Copy every line, leaving nothing out and adding nothing.

**COLLECTED DATA**.
***
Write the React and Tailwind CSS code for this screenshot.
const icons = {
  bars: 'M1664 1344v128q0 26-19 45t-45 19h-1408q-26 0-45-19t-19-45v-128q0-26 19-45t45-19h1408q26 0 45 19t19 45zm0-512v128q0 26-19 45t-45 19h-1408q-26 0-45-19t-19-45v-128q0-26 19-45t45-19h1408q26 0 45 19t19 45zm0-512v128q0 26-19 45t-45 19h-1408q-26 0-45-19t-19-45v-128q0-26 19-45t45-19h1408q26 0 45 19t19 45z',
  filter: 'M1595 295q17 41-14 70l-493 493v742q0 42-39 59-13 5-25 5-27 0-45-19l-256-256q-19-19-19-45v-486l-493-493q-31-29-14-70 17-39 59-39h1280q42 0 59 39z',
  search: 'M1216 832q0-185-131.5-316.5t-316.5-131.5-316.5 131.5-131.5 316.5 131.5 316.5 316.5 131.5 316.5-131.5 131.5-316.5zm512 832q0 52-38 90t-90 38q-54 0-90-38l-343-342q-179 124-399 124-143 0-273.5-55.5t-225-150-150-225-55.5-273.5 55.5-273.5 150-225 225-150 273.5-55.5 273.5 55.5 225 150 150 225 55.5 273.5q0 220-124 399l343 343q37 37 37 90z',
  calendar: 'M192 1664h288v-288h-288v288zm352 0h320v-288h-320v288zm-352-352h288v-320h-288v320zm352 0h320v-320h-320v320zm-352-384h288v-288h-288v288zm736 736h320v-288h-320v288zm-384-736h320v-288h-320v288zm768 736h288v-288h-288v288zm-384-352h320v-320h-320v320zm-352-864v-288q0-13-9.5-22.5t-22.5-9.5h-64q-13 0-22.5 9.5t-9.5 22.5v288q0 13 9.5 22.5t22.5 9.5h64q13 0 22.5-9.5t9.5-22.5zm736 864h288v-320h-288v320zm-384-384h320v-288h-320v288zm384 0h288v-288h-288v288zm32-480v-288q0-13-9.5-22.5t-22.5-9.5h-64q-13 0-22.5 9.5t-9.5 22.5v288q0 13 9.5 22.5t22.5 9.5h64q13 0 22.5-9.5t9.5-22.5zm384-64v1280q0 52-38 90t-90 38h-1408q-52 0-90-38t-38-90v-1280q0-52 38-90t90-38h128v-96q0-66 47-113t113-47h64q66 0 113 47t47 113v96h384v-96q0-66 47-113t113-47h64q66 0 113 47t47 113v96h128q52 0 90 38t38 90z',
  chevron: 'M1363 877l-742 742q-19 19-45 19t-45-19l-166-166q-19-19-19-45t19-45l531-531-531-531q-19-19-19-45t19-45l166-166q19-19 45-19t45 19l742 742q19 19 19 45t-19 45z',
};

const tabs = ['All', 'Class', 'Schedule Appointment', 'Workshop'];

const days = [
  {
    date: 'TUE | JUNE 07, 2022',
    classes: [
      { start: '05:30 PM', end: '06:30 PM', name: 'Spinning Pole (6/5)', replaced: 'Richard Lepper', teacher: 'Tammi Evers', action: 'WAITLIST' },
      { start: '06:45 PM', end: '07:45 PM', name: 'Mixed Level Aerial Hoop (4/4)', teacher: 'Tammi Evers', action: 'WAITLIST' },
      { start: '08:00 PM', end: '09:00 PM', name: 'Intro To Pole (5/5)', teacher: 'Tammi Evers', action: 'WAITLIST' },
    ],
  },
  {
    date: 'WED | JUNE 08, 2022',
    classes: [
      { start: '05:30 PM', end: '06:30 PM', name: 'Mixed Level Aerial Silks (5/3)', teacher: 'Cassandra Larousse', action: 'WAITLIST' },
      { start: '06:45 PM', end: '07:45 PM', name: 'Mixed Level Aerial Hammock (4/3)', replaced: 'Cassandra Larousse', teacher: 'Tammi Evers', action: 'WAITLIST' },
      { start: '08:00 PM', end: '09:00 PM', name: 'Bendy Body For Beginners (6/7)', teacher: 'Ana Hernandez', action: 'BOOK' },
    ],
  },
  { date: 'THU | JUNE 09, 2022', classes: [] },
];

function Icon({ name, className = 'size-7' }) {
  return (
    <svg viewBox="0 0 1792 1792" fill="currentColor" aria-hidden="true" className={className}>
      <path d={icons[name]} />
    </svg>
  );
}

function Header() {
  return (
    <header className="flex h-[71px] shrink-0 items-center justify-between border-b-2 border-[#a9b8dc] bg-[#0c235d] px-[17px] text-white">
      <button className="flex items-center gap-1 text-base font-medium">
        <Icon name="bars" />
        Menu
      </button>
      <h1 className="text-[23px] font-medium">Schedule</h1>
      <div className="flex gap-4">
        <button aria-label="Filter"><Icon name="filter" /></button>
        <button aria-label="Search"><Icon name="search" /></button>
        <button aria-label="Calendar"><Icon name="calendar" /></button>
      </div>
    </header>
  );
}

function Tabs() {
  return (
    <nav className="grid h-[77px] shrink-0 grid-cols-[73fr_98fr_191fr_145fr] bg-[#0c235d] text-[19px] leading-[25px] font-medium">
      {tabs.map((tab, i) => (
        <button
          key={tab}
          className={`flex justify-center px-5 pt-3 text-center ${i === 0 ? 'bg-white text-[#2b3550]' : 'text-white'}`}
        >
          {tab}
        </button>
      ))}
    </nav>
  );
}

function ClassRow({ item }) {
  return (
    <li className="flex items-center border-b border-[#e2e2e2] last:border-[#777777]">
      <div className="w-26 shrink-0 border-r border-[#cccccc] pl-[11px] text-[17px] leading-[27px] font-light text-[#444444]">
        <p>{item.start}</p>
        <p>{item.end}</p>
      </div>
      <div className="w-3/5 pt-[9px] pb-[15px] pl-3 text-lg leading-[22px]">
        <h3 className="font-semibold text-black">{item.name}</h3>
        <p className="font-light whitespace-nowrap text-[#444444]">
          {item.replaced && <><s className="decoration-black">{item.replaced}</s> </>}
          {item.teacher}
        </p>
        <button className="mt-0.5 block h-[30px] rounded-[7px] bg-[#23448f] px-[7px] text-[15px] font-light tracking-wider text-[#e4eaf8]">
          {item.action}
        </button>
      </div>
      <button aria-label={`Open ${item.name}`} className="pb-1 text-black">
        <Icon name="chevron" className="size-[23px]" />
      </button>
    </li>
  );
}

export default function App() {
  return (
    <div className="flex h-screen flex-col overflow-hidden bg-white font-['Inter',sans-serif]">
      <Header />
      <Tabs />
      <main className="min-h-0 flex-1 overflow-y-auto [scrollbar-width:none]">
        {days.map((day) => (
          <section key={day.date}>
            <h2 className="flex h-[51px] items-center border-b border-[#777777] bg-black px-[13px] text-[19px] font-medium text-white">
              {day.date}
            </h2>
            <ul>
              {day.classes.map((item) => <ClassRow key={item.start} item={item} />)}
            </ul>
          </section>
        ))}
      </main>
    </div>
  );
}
***
**RIGHT ANSWER**.
Write the React and Tailwind CSS code for this screenshot.
const icons = {
  bars: 'M1664 1344v128q0 26-19 45t-45 19h-1408q-26 0-45-19t-19-45v-128q0-26 19-45t45-19h1408q26 0 45 19t19 45zm0-512v128q0 26-19 45t-45 19h-1408q-26 0-45-19t-19-45v-128q0-26 19-45t45-19h1408q26 0 45 19t19 45zm0-512v128q0 26-19 45t-45 19h-1408q-26 0-45-19t-19-45v-128q0-26 19-45t45-19h1408q26 0 45 19t19 45z',
  filter: 'M1595 295q17 41-14 70l-493 493v742q0 42-39 59-13 5-25 5-27 0-45-19l-256-256q-19-19-19-45v-486l-493-493q-31-29-14-70 17-39 59-39h1280q42 0 59 39z',
  search: 'M1216 832q0-185-131.5-316.5t-316.5-131.5-316.5 131.5-131.5 316.5 131.5 316.5 316.5 131.5 316.5-131.5 131.5-316.5zm512 832q0 52-38 90t-90 38q-54 0-90-38l-343-342q-179 124-399 124-143 0-273.5-55.5t-225-150-150-225-55.5-273.5 55.5-273.5 150-225 225-150 273.5-55.5 273.5 55.5 225 150 150 225 55.5 273.5q0 220-124 399l343 343q37 37 37 90z',
  calendar: 'M192 1664h288v-288h-288v288zm352 0h320v-288h-320v288zm-352-352h288v-320h-288v320zm352 0h320v-320h-320v320zm-352-384h288v-288h-288v288zm736 736h320v-288h-320v288zm-384-736h320v-288h-320v288zm768 736h288v-288h-288v288zm-384-352h320v-320h-320v320zm-352-864v-288q0-13-9.5-22.5t-22.5-9.5h-64q-13 0-22.5 9.5t-9.5 22.5v288q0 13 9.5 22.5t22.5 9.5h64q13 0 22.5-9.5t9.5-22.5zm736 864h288v-320h-288v320zm-384-384h320v-288h-320v288zm384 0h288v-288h-288v288zm32-480v-288q0-13-9.5-22.5t-22.5-9.5h-64q-13 0-22.5 9.5t-9.5 22.5v288q0 13 9.5 22.5t22.5 9.5h64q13 0 22.5-9.5t9.5-22.5zm384-64v1280q0 52-38 90t-90 38h-1408q-52 0-90-38t-38-90v-1280q0-52 38-90t90-38h128v-96q0-66 47-113t113-47h64q66 0 113 47t47 113v96h384v-96q0-66 47-113t113-47h64q66 0 113 47t47 113v96h128q52 0 90 38t38 90z',
  chevron: 'M1363 877l-742 742q-19 19-45 19t-45-19l-166-166q-19-19-19-45t19-45l531-531-531-531q-19-19-19-45t19-45l166-166q19-19 45-19t45 19l742 742q19 19 19 45t-19 45z',
};

const tabs = ['All', 'Class', 'Schedule Appointment', 'Workshop'];

const days = [
  {
    date: 'TUE | JUNE 07, 2022',
    classes: [
      { start: '05:30 PM', end: '06:30 PM', name: 'Spinning Pole (6/5)', replaced: 'Richard Lepper', teacher: 'Tammi Evers', action: 'WAITLIST' },
      { start: '06:45 PM', end: '07:45 PM', name: 'Mixed Level Aerial Hoop (4/4)', teacher: 'Tammi Evers', action: 'WAITLIST' },
      { start: '08:00 PM', end: '09:00 PM', name: 'Intro To Pole (5/5)', teacher: 'Tammi Evers', action: 'WAITLIST' },
    ],
  },
  {
    date: 'WED | JUNE 08, 2022',
    classes: [
      { start: '05:30 PM', end: '06:30 PM', name: 'Mixed Level Aerial Silks (5/3)', teacher: 'Cassandra Larousse', action: 'WAITLIST' },
      { start: '06:45 PM', end: '07:45 PM', name: 'Mixed Level Aerial Hammock (4/3)', replaced: 'Cassandra Larousse', teacher: 'Tammi Evers', action: 'WAITLIST' },
      { start: '08:00 PM', end: '09:00 PM', name: 'Bendy Body For Beginners (6/7)', teacher: 'Ana Hernandez', action: 'BOOK' },
    ],
  },
  { date: 'THU | JUNE 09, 2022', classes: [] },
];

function Icon({ name, className = 'size-7' }) {
  return (
    <svg viewBox="0 0 1792 1792" fill="currentColor" aria-hidden="true" className={className}>
      <path d={icons[name]} />
    </svg>
  );
}

function Header() {
  return (
    <header className="flex h-[71px] shrink-0 items-center justify-between border-b-2 border-[#a9b8dc] bg-[#0c235d] px-[17px] text-white">
      <button className="flex items-center gap-1 text-base font-medium">
        <Icon name="bars" />
        Menu
      </button>
      <h1 className="text-[23px] font-medium">Schedule</h1>
      <div className="flex gap-4">
        <button aria-label="Filter"><Icon name="filter" /></button>
        <button aria-label="Search"><Icon name="search" /></button>
        <button aria-label="Calendar"><Icon name="calendar" /></button>
      </div>
    </header>
  );
}

function Tabs() {
  return (
    <nav className="grid h-[77px] shrink-0 grid-cols-[73fr_98fr_191fr_145fr] bg-[#0c235d] text-[19px] leading-[25px] font-medium">
      {tabs.map((tab, i) => (
        <button
          key={tab}
          className={`flex justify-center px-5 pt-3 text-center ${i === 0 ? 'bg-white text-[#2b3550]' : 'text-white'}`}
        >
          {tab}
        </button>
      ))}
    </nav>
  );
}

function ClassRow({ item }) {
  return (
    <li className="flex items-center border-b border-[#e2e2e2] last:border-[#777777]">
      <div className="w-26 shrink-0 border-r border-[#cccccc] pl-[11px] text-[17px] leading-[27px] font-light text-[#444444]">
        <p>{item.start}</p>
        <p>{item.end}</p>
      </div>
      <div className="w-3/5 pt-[9px] pb-[15px] pl-3 text-lg leading-[22px]">
        <h3 className="font-semibold text-black">{item.name}</h3>
        <p className="font-light whitespace-nowrap text-[#444444]">
          {item.replaced && <><s className="decoration-black">{item.replaced}</s> </>}
          {item.teacher}
        </p>
        <button className="mt-0.5 block h-[30px] rounded-[7px] bg-[#23448f] px-[7px] text-[15px] font-light tracking-wider text-[#e4eaf8]">
          {item.action}
        </button>
      </div>
      <button aria-label={`Open ${item.name}`} className="pb-1 text-black">
        <Icon name="chevron" className="size-[23px]" />
      </button>
    </li>
  );
}

export default function App() {
  return (
    <div className="flex h-screen flex-col overflow-hidden bg-white font-['Inter',sans-serif]">
      <Header />
      <Tabs />
      <main className="min-h-0 flex-1 overflow-y-auto [scrollbar-width:none]">
        {days.map((day) => (
          <section key={day.date}>
            <h2 className="flex h-[51px] items-center border-b border-[#777777] bg-black px-[13px] text-[19px] font-medium text-white">
              {day.date}
            </h2>
            <ul>
              {day.classes.map((item) => <ClassRow key={item.start} item={item} />)}
            </ul>
          </section>
        ))}
      </main>
    </div>
  );
}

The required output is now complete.